| WHAT YOU NEED TO DO |
Pull out every line containing the string "React".

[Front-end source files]
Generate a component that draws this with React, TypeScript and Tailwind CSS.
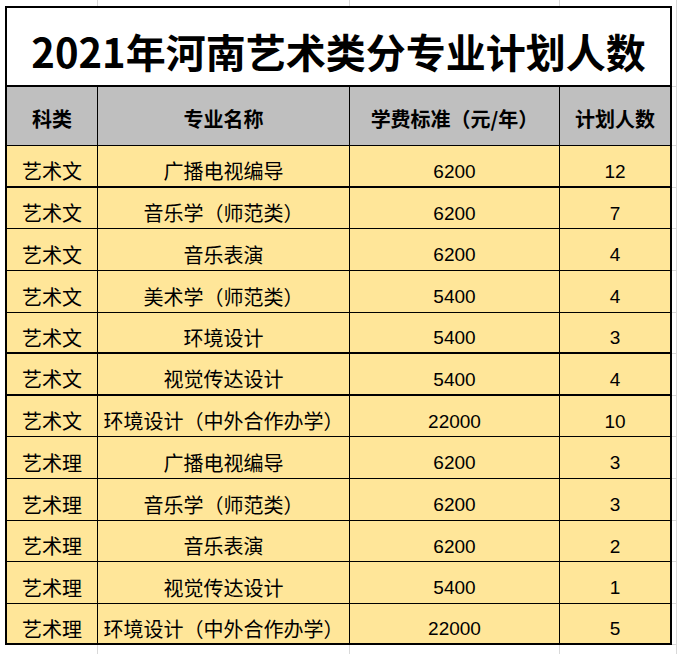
const rows = [
  { cat: "艺术文", name: "广播电视编导", fee: "6200", num: "12", h: "h-[42px]", thick: true },
  { cat: "艺术文", name: "音乐学（师范类）", fee: "6200", num: "7", h: "h-[41px]" },
  { cat: "艺术文", name: "音乐表演", fee: "6200", num: "4", h: "h-[42px]" },
  { cat: "艺术文", name: "美术学（师范类）", fee: "5400", num: "4", h: "h-[42px]" },
  { cat: "艺术文", name: "环境设计", fee: "5400", num: "3", h: "h-[41px]", thick: true },
  { cat: "艺术文", name: "视觉传达设计", fee: "5400", num: "4", h: "h-[42px]", thick: true },
  { cat: "艺术文", name: "环境设计（中外合作办学）", fee: "22000", num: "10", h: "h-[41px]" },
  { cat: "艺术理", name: "广播电视编导", fee: "6200", num: "3", h: "h-[42px]" },
  { cat: "艺术理", name: "音乐学（师范类）", fee: "6200", num: "3", h: "h-[42px]" },
  { cat: "艺术理", name: "音乐表演", fee: "6200", num: "2", h: "h-[41px]" },
  { cat: "艺术理", name: "视觉传达设计", fee: "5400", num: "1", h: "h-[42px]" },
  { cat: "艺术理", name: "环境设计（中外合作办学）", fee: "22000", num: "5", h: "h-[41px]", last: true },
];

const cjk = "font-['Microsoft_YaHei','Noto_Sans_CJK_SC',sans-serif]";
const num = "font-['Liberation_Sans','Noto_Sans_CJK_SC',sans-serif]";

// faint spreadsheet gridlines outside the table
function GridStrip({ h }: { h: string }) {
  return (
    <div className={`flex ${h}`}>
      <div className="w-[5px]" />
      <div className="w-[93px] border-r border-[#d9d9d9]" />
      <div className="w-[252px] border-r border-[#d9d9d9]" />
      <div className="w-[210px] border-r border-[#d9d9d9]" />
      <div className="w-[112px]" />
      <div className="w-[5px] border-r border-[#d9d9d9]" />
    </div>
  );
}

export default function App() {
  return (
    <div className={`w-[682px] h-[654px] bg-white overflow-hidden text-black ${cjk}`}>
      <GridStrip h="h-[6px]" />

      {/* Title */}
      <div className="flex h-[81px]">
        <div className="w-[5px]" />
        <div className="w-[667px] border-2 border-black bg-white flex items-center justify-center pt-[8px]">
          <span className="text-[40px] font-bold leading-none">2021年河南艺术类分专业计划人数</span>
        </div>
        <div className="w-[5px] border-r border-b border-[#d9d9d9]" />
      </div>

      {/* Header */}
      <div className="flex h-[59px]">
        <div className="w-[5px]" />
        <div className="w-[93px] border-l-2 border-r border-b border-black bg-[#bfbfbf] flex items-center justify-center pt-[6px] text-[20px] font-bold">
          科类
        </div>
        <div className="w-[252px] border-r border-b border-black bg-[#bfbfbf] flex items-center justify-center pt-[6px] text-[20px] font-bold">
          专业名称
        </div>
        <div className="w-[210px] border-r border-b border-black bg-[#bfbfbf] flex items-center justify-center pt-[6px] text-[20px] font-bold">
          学费标准（元/年）
        </div>
        <div className="w-[112px] border-r-2 border-b border-black bg-[#bfbfbf] flex items-center justify-center pt-[6px] text-[20px] font-bold">
          计划人数
        </div>
        <div className="w-[5px] border-r border-b border-[#d9d9d9]" />
      </div>

      {rows.map((r, i) => {
        const bb = r.last || r.thick ? "border-b-2" : "border-b";
        return (
          <div key={i} className={`flex ${r.h}`}>
            <div className="w-[5px]" />
            <div className={`w-[93px] border-l-2 border-r ${bb} border-black bg-[#ffe699] flex items-center justify-center pt-[10px] text-[20px] leading-none`}>
              {r.cat}
            </div>
            <div className={`w-[252px] border-r ${bb} border-black bg-[#ffe699] flex items-center justify-center pt-[10px] text-[20px] leading-none whitespace-nowrap`}>
              {r.name}
            </div>
            <div className={`w-[210px] border-r ${bb} border-black bg-[#ffe699] flex items-center justify-center pt-[10px] text-[19px] leading-none ${num}`}>
              {r.fee}
            </div>
            <div className={`w-[112px] border-r-2 ${bb} border-black bg-[#ffe699] flex items-center justify-center pt-[10px] text-[19px] leading-none ${num}`}>
              {r.num}
            </div>
            <div className="w-[5px] border-r border-b border-[#d9d9d9]" />
          </div>
        );
      })}

      <GridStrip h="h-[9px]" />
    </div>
  );
}
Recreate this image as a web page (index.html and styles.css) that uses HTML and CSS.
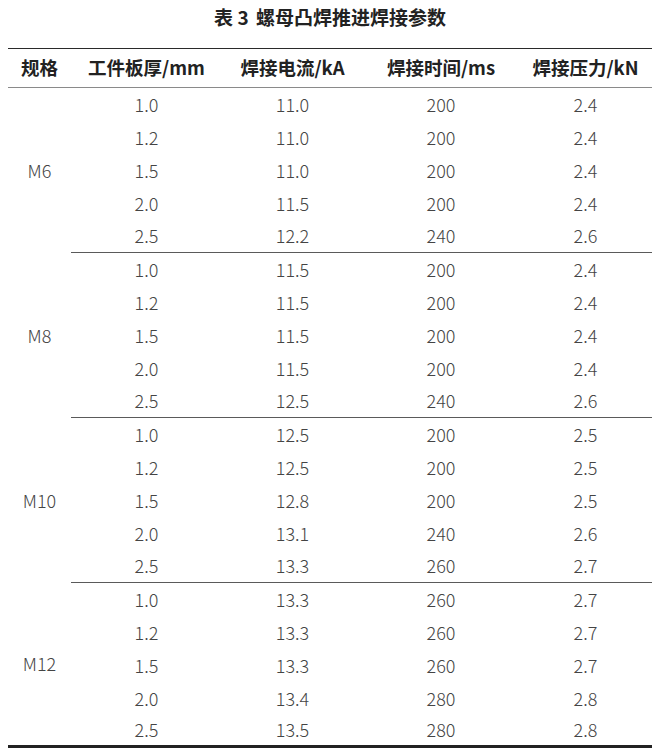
FILE: index.html
```html
<!DOCTYPE html>
<html lang="zh">
<head>
<meta charset="utf-8">
<title>表 3 螺母凸焊推进焊接参数</title>
<link rel="stylesheet" href="styles.css">
</head>
<body>
<div class="page">
  <div class="title">表 3 <span class="sp"></span>螺母凸焊推进焊接参数</div>
  <div class="tbl">
    <div class="th">规格</div>
    <div class="th">工件板厚/mm</div>
    <div class="th">焊接电流/kA</div>
    <div class="th">焊接时间/ms</div>
    <div class="th">焊接压力/kN</div>

    <div class="spec">M6</div>
    <div class="td">1.0</div><div class="td">11.0</div><div class="td">200</div><div class="td">2.4</div>
    <div class="td">1.2</div><div class="td">11.0</div><div class="td">200</div><div class="td">2.4</div>
    <div class="td">1.5</div><div class="td">11.0</div><div class="td">200</div><div class="td">2.4</div>
    <div class="td">2.0</div><div class="td">11.5</div><div class="td">200</div><div class="td">2.4</div>
    <div class="td sep">2.5</div><div class="td sep">12.2</div><div class="td sep">240</div><div class="td sep">2.6</div>

    <div class="spec">M8</div>
    <div class="td">1.0</div><div class="td">11.5</div><div class="td">200</div><div class="td">2.4</div>
    <div class="td">1.2</div><div class="td">11.5</div><div class="td">200</div><div class="td">2.4</div>
    <div class="td">1.5</div><div class="td">11.5</div><div class="td">200</div><div class="td">2.4</div>
    <div class="td">2.0</div><div class="td">11.5</div><div class="td">200</div><div class="td">2.4</div>
    <div class="td sep">2.5</div><div class="td sep">12.5</div><div class="td sep">240</div><div class="td sep">2.6</div>

    <div class="spec">M10</div>
    <div class="td">1.0</div><div class="td">12.5</div><div class="td">200</div><div class="td">2.5</div>
    <div class="td">1.2</div><div class="td">12.5</div><div class="td">200</div><div class="td">2.5</div>
    <div class="td">1.5</div><div class="td">12.8</div><div class="td">200</div><div class="td">2.5</div>
    <div class="td">2.0</div><div class="td">13.1</div><div class="td">240</div><div class="td">2.6</div>
    <div class="td sep">2.5</div><div class="td sep">13.3</div><div class="td sep">260</div><div class="td sep">2.7</div>

    <div class="spec end">M12</div>
    <div class="td">1.0</div><div class="td">13.3</div><div class="td">260</div><div class="td">2.7</div>
    <div class="td">1.2</div><div class="td">13.3</div><div class="td">260</div><div class="td">2.7</div>
    <div class="td">1.5</div><div class="td">13.3</div><div class="td">260</div><div class="td">2.7</div>
    <div class="td">2.0</div><div class="td">13.4</div><div class="td">280</div><div class="td">2.8</div>
    <div class="td end">2.5</div><div class="td end">13.5</div><div class="td end">280</div><div class="td end">2.8</div>
  </div>
</div>
</body>
</html>
```
FILE: styles.css
```css
html, body {
  margin: 0;
  padding: 0;
  background: #ffffff;
}

.page {
  padding: 0 7px 0 8px;
  font-family: "Noto Sans CJK SC", "Noto Sans", sans-serif;
}

.title {
  height: 48px;
  line-height: 34px;
  text-align: center;
  font-size: 19px;
  font-weight: 700;
  color: #222222;
}

.title .sp {
  display: inline-block;
  width: 3px;
}

.tbl {
  display: grid;
  grid-template-columns: 63px 151px 141px 156px 133px;
  grid-template-rows: 40px;
  grid-auto-rows: 33px;
}

.th,
.td,
.spec {
  box-sizing: border-box;
  display: flex;
  align-items: center;
  justify-content: center;
  font-size: 18px;
  padding-bottom: 2px;
}

.th {
  font-size: 18.5px;
  font-weight: 700;
  color: #222222;
  border-top: 1px solid #2a2a2a;
  border-bottom: 1px solid #8a8a8a;
}

.td,
.spec {
  font-weight: 300;
  color: #444444;
}

.spec {
  grid-row: span 5;
}

.td.sep {
  border-bottom: 1px solid #5a5a5a;
}

.td.end,
.spec.end {
  border-bottom: 3px solid #222222;
}
```
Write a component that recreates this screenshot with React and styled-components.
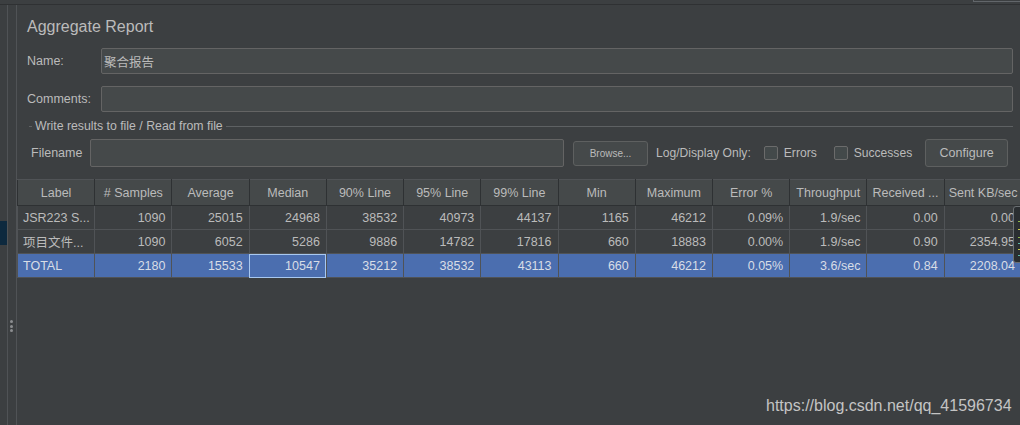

| EXERCISE RESPONSE |
Generate a component that draws this with React, TypeScript and Tailwind CSS.
Write a component that recreates this screenshot with React and styled-components.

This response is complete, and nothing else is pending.